I totally understand why these moments would play horribly if they came out today and they should never be recreated, but I understand how they were funny in the context and period in which they came out.

Robert Downey Jr is uproariously funny in Tropic Thunder, as a white man who has dyed his skin black in a completely insane and vain act of method performing. The joke is on his character, even if he is speaking in an exaggerated stereotypically black accent throughout. The point is he is representing the height of white prestige actor pomposity -- that he can even play a black man if he just commits hard enough. Still satire and all, it's probably the last time anyone could or should go back to this well for comedic purposes. It worked in 2008. It works as a curio now. But never again.

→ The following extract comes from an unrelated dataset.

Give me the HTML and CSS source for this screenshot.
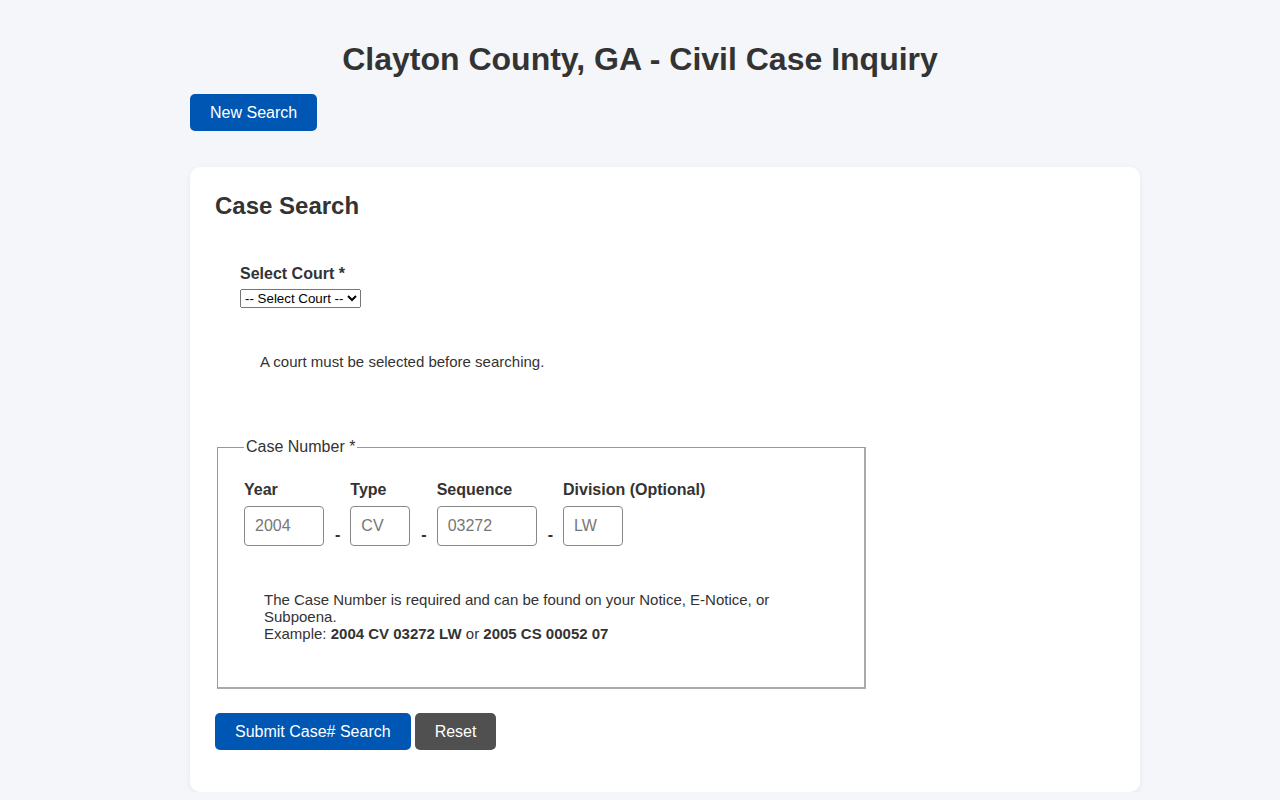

I think its fair to say that going forward black people should be playing black people and white people can stick to the 99.9% of roles they are already getting. I think we need to be both cognizant of the history of this 'art form' -- which as Spike Lee's underrated movie Bamboozled conveyed -- was sometimes subversively used by black performers like Bert Williams -- and aware of the fact that many times its been used (particularly in comedy) without malice but still irresponsibly. It was treated the same way having a man perform as a woman in drag was -- kind of a lark.

The pain it can cause was neutralized. But now, no more. We can accept the past, without entirely excusing it, but then the question comes will we ever tolerate this again -- and will we start holding everyone -- including governors! -- to a higher standard.